Un carterista no podría trabajar en Transmilenio si conociera a todos los pasajeros que viajan en él, al tiempo que un hombre podría acostarse con la novia y la hermana de su mejor amigo (ojalá al tiempo) si no fuera su mejor amigo.
El tipo que cuando no lo dejan entrar a un sitio dice “usted no sabe quién soy yo” está botando a la basura lo más valioso que tiene, después de la salud, y no lo sabe. Cuando un político sospechoso de peculado es interrogado y dice que no conoce a ese señor del que le hablan, no es que esté mintiendo; simplemente está arrepentido, no de haber cometido un crimen, sino de haberlo conocido. Hay en cambio gente que no aprecia el anonimato, y aun sin conocer a nadie se sube a un ascensor y saluda.
¿Con qué cara criticar a Álvaro Uribe si fuera amigo de los papás de uno de toda la vida? Imposible. Por eso no quiero imaginar el dolor de Tomás y Jerónimo por ser hijos de su padre; es que la familia pesa, pero para mal.
Sería fácil culpar a tus hermanos por tus traumas y miedos de la infancia si no existiera lazo alguno entre ustedes, pero no te queda otra que aguantar en silencio hasta volverte un tarado, y un día cualquiera, en la cena de Navidad preferiblemente, botarles en la cara y sin anestesia que llevas veinte años cortándote las uñas de los pies con las tijeras de la cocina, aclarando así el porqué de la reputación de mala cocinera de tu madre.
Cuando me voy de viaje aprovecho para hacer cosas nunca haría en Colombia. Me visto de bermuda y sandalias un día, y de sudadera al siguiente. Visito a las putas, monto en bus, hago graffitis y almuerzo un sánduche en un parque cualquiera. Moriría de vergüenza si las hiciera en mi país.
Lo particular de este invierno, por ejemplo, no es que haya habido dos millones de afectados, sino que yo no conozca a ninguno de ellos. Si así fuera no podría dormir del cargo de conciencia por no ayudarlo. Dos millones y ningún amigo mío, qué afortunado.

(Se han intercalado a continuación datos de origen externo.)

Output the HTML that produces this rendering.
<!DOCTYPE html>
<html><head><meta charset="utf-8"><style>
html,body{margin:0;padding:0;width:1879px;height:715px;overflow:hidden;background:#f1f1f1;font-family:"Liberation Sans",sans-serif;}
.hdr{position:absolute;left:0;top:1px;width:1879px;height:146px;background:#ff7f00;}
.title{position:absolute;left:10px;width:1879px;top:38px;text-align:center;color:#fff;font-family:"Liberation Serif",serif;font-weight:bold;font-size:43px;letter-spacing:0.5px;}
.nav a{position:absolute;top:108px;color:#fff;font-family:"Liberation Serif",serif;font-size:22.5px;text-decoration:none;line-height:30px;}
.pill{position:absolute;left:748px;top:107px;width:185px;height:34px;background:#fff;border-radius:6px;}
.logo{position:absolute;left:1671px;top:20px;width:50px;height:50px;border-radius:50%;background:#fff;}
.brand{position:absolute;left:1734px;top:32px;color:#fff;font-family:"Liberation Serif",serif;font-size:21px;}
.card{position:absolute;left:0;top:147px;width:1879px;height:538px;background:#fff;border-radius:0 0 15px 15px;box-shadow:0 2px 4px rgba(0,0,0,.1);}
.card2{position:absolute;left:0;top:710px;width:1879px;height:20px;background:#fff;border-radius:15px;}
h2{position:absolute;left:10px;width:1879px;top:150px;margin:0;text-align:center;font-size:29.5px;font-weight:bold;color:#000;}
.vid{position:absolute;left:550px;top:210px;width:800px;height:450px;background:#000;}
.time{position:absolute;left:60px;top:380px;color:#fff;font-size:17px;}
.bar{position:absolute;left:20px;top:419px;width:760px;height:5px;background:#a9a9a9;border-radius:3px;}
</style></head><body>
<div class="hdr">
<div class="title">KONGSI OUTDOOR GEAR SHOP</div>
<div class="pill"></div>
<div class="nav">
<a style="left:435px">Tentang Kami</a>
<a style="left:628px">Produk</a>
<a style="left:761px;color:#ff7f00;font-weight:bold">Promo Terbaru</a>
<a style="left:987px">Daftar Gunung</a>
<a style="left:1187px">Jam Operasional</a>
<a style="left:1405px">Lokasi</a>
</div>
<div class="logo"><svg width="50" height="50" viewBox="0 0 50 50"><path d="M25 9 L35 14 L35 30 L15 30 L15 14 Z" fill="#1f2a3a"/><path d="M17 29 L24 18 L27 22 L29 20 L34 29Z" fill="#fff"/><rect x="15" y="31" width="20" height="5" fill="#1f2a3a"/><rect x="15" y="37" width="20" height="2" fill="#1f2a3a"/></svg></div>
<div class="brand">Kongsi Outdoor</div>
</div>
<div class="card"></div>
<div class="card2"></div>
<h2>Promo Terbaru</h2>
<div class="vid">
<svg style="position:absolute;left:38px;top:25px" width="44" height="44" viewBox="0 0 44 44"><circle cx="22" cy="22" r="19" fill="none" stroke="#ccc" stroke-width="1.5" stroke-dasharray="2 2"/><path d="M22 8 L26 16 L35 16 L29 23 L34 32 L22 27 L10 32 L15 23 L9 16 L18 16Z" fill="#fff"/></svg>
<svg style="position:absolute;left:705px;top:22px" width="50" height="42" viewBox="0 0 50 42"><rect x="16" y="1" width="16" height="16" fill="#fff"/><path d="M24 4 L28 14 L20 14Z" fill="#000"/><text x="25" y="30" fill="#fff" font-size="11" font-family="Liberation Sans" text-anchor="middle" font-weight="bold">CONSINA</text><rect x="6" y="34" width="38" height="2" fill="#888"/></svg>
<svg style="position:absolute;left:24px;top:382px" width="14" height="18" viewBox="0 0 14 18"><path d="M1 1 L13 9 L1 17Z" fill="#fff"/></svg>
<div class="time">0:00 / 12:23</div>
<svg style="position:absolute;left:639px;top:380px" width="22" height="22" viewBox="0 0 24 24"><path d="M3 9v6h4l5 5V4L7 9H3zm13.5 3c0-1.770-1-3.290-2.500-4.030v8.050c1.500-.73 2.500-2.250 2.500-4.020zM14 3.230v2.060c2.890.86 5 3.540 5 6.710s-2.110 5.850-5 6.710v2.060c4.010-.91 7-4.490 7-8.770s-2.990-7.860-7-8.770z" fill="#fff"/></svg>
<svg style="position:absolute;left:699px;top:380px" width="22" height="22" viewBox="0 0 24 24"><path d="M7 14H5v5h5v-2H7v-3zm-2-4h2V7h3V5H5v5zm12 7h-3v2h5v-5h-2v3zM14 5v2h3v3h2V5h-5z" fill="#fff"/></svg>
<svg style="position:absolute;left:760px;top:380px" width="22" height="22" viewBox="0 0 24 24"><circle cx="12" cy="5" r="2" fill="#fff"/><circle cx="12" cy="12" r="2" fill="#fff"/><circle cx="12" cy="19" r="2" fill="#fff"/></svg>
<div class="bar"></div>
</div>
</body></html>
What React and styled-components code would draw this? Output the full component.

Un día me monté al ascensor de mi antiguo edificio y me encontré de frente con el presentador de Sweet. A partir de ese día dejé de criticar su ropa, su pelo, su hablado y me volví fiel seguidor del programa. Me odié montones, pero no podía seguir rajando de un vecino que en la reunión de residentes apoyó mi idea de cambiar de empresa de celaduría.
En donde vivo ahora viven también la escritora Piedad Bonnett y el hijo del periodista Ramón Jimeno. De la primera me toca callar respecto a sus versos, mientras que con el segundo no me he cruzado más de dos veces, así que lo seguiré repudiando como si no lo hubiera visto nunca en mi vida.